» **DATA EXCERPT**
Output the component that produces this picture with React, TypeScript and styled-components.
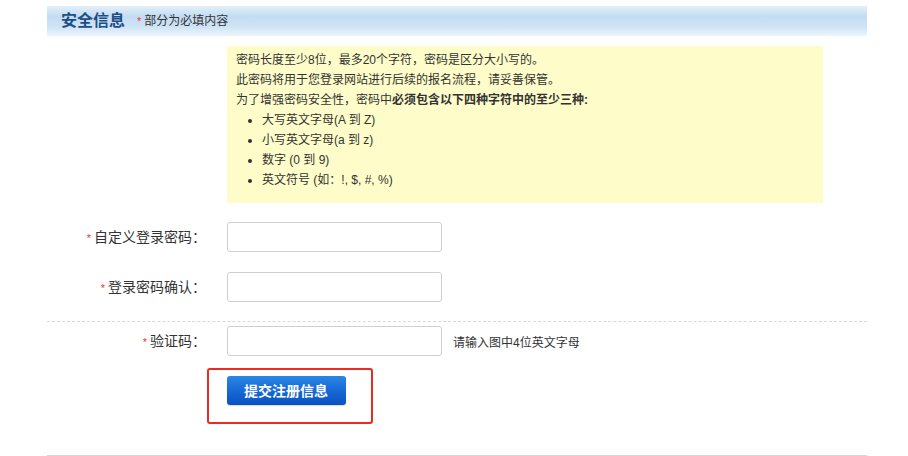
import React from "react";
import styled, { createGlobalStyle } from "styled-components";

const Global = createGlobalStyle`
  html, body { margin: 0; padding: 0; background: #fff; }
  body { font-family: "Liberation Sans", "Noto Sans CJK SC", sans-serif; color: #333; }
  * { box-sizing: border-box; }
`;

const Page = styled.div`
  width: 908px;
  height: 456px;
  padding: 6px 41px 0 47px;
  overflow: hidden;
`;

const Header = styled.div`
  height: 30px;
  display: flex;
  align-items: center;
  padding-left: 14px;
  background: linear-gradient(to bottom, #e2eff9 0%, #c3dcf2 35%, #cfe4f5 70%, #edf5fc 100%);
`;

const Title = styled.h2`
  margin: 0;
  font-size: 16px;
  font-weight: bold;
  color: #1d4f86;
  line-height: 20px;
`;

const Note = styled.span`
  margin-left: 12px;
  font-size: 12px;
  color: #333;
  line-height: 20px;
`;

const Star = styled.span`
  color: #e33;
  font-size: 11px;
  margin-right: 3px;
`;

const Tips = styled.div`
  margin: 10px 0 0 180px;
  width: 596px;
  padding: 4px 9px 13px;
  background: #fefdc9;
  font-size: 12px;
  line-height: 20px;
  color: #333;
`;

const TipLine = styled.div``;

const Strong = styled.b`
  font-weight: bold;
`;

const TipList = styled.ul`
  margin: 0;
  padding-left: 26px;
  list-style: disc;
  li { line-height: 20px; }
`;

const Form = styled.div`
  margin-top: 19px;
  display: flex;
  flex-direction: column;
`;

const Row = styled.div<{ $mt?: number }>`
  display: flex;
  align-items: center;
  margin-top: ${(p) => p.$mt ?? 0}px;
  height: 30px;
`;

const Label = styled.label`
  width: 180px;
  padding-right: 21px;
  text-align: right;
  font-size: 14px;
  color: #333;
  line-height: 20px;
`;

const Input = styled.input`
  width: 215px;
  height: 30px;
  border: 1px solid #cfcfcf;
  border-radius: 3px;
  background: #fff;
  outline: none;
`;

const Hint = styled.span`
  margin-left: 11px;
  font-size: 12px;
  color: #333;
`;

const Divider = styled.div<{ $solid?: boolean; $mt?: number }>`
  margin-top: ${(p) => p.$mt ?? 0}px;
  border-top: 1px ${(p) => (p.$solid ? "solid #d5d5d5" : "dashed #d8d8d8")};
`;

const Highlight = styled.div`
  margin: 12px 0 0 160px;
  width: 166px;
  height: 56px;
  border: 2.5px solid #ec2a20;
  border-radius: 3px;
  padding: 5.5px 0 0 17.5px;
`;

const Submit = styled.button`
  width: 119px;
  height: 29px;
  border: none;
  border-radius: 3px;
  background: linear-gradient(to bottom, #2a86e6 0%, #1464d2 60%, #0a52c0 100%);
  color: #fff;
  font-family: inherit;
  font-size: 14px;
  font-weight: bold;
  cursor: pointer;
  box-shadow: 0 1px 1px rgba(0, 0, 0, 0.15);
`;

export default function App() {
  return (
    <>
      <Global />
      <Page>
        <Header>
          <Title>安全信息</Title>
          <Note>
            <Star>*</Star>部分为必填内容
          </Note>
        </Header>
        <Tips>
          <TipLine>密码长度至少8位，最多20个字符，密码是区分大小写的。</TipLine>
          <TipLine>此密码将用于您登录网站进行后续的报名流程，请妥善保管。</TipLine>
          <TipLine>
            为了增强密码安全性，密码中<Strong>必须包含以下四种字符中的至少三种:</Strong>
          </TipLine>
          <TipList>
            <li>大写英文字母(A 到 Z)</li>
            <li>小写英文字母(a 到 z)</li>
            <li>数字 (0 到 9)</li>
            <li>英文符号 (如：!, $, #, %)</li>
          </TipList>
        </Tips>
        <Form>
          <Row>
            <Label>
              <Star>*</Star>自定义登录密码：
            </Label>
            <Input type="password" />
          </Row>
          <Row $mt={20}>
            <Label>
              <Star>*</Star>登录密码确认：
            </Label>
            <Input type="password" />
          </Row>
          <Divider $mt={19} />
          <Row $mt={4}>
            <Label>
              <Star>*</Star>验证码：
            </Label>
            <Input type="text" />
            <Hint>请输入图中4位英文字母</Hint>
          </Row>
          <Highlight>
            <Submit>提交注册信息</Submit>
          </Highlight>
          <Divider $solid $mt={31} />
        </Form>
      </Page>
    </>
  );
}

» **WHAT IS ASKED**
Leave out the pictures and copy the rest of the material above exactly.

» **RESULT**
Output the component that produces this picture with React, TypeScript and styled-components.
import React from "react";
import styled, { createGlobalStyle } from "styled-components";

const Global = createGlobalStyle`
  html, body { margin: 0; padding: 0; background: #fff; }
  body { font-family: "Liberation Sans", "Noto Sans CJK SC", sans-serif; color: #333; }
  * { box-sizing: border-box; }
`;

const Page = styled.div`
  width: 908px;
  height: 456px;
  padding: 6px 41px 0 47px;
  overflow: hidden;
`;

const Header = styled.div`
  height: 30px;
  display: flex;
  align-items: center;
  padding-left: 14px;
  background: linear-gradient(to bottom, #e2eff9 0%, #c3dcf2 35%, #cfe4f5 70%, #edf5fc 100%);
`;

const Title = styled.h2`
  margin: 0;
  font-size: 16px;
  font-weight: bold;
  color: #1d4f86;
  line-height: 20px;
`;

const Note = styled.span`
  margin-left: 12px;
  font-size: 12px;
  color: #333;
  line-height: 20px;
`;

const Star = styled.span`
  color: #e33;
  font-size: 11px;
  margin-right: 3px;
`;

const Tips = styled.div`
  margin: 10px 0 0 180px;
  width: 596px;
  padding: 4px 9px 13px;
  background: #fefdc9;
  font-size: 12px;
  line-height: 20px;
  color: #333;
`;

const TipLine = styled.div``;

const Strong = styled.b`
  font-weight: bold;
`;

const TipList = styled.ul`
  margin: 0;
  padding-left: 26px;
  list-style: disc;
  li { line-height: 20px; }
`;

const Form = styled.div`
  margin-top: 19px;
  display: flex;
  flex-direction: column;
`;

const Row = styled.div<{ $mt?: number }>`
  display: flex;
  align-items: center;
  margin-top: ${(p) => p.$mt ?? 0}px;
  height: 30px;
`;

const Label = styled.label`
  width: 180px;
  padding-right: 21px;
  text-align: right;
  font-size: 14px;
  color: #333;
  line-height: 20px;
`;

const Input = styled.input`
  width: 215px;
  height: 30px;
  border: 1px solid #cfcfcf;
  border-radius: 3px;
  background: #fff;
  outline: none;
`;

const Hint = styled.span`
  margin-left: 11px;
  font-size: 12px;
  color: #333;
`;

const Divider = styled.div<{ $solid?: boolean; $mt?: number }>`
  margin-top: ${(p) => p.$mt ?? 0}px;
  border-top: 1px ${(p) => (p.$solid ? "solid #d5d5d5" : "dashed #d8d8d8")};
`;

const Highlight = styled.div`
  margin: 12px 0 0 160px;
  width: 166px;
  height: 56px;
  border: 2.5px solid #ec2a20;
  border-radius: 3px;
  padding: 5.5px 0 0 17.5px;
`;

const Submit = styled.button`
  width: 119px;
  height: 29px;
  border: none;
  border-radius: 3px;
  background: linear-gradient(to bottom, #2a86e6 0%, #1464d2 60%, #0a52c0 100%);
  color: #fff;
  font-family: inherit;
  font-size: 14px;
  font-weight: bold;
  cursor: pointer;
  box-shadow: 0 1px 1px rgba(0, 0, 0, 0.15);
`;

export default function App() {
  return (
    <>
      <Global />
      <Page>
        <Header>
          <Title>安全信息</Title>
          <Note>
            <Star>*</Star>部分为必填内容
          </Note>
        </Header>
        <Tips>
          <TipLine>密码长度至少8位，最多20个字符，密码是区分大小写的。</TipLine>
          <TipLine>此密码将用于您登录网站进行后续的报名流程，请妥善保管。</TipLine>
          <TipLine>
            为了增强密码安全性，密码中<Strong>必须包含以下四种字符中的至少三种:</Strong>
          </TipLine>
          <TipList>
            <li>大写英文字母(A 到 Z)</li>
            <li>小写英文字母(a 到 z)</li>
            <li>数字 (0 到 9)</li>
            <li>英文符号 (如：!, $, #, %)</li>
          </TipList>
        </Tips>
        <Form>
          <Row>
            <Label>
              <Star>*</Star>自定义登录密码：
            </Label>
            <Input type="password" />
          </Row>
          <Row $mt={20}>
            <Label>
              <Star>*</Star>登录密码确认：
            </Label>
            <Input type="password" />
          </Row>
          <Divider $mt={19} />
          <Row $mt={4}>
            <Label>
              <Star>*</Star>验证码：
            </Label>
            <Input type="text" />
            <Hint>请输入图中4位英文字母</Hint>
          </Row>
          <Highlight>
            <Submit>提交注册信息</Submit>
          </Highlight>
          <Divider $solid $mt={31} />
        </Form>
      </Page>
    </>
  );
}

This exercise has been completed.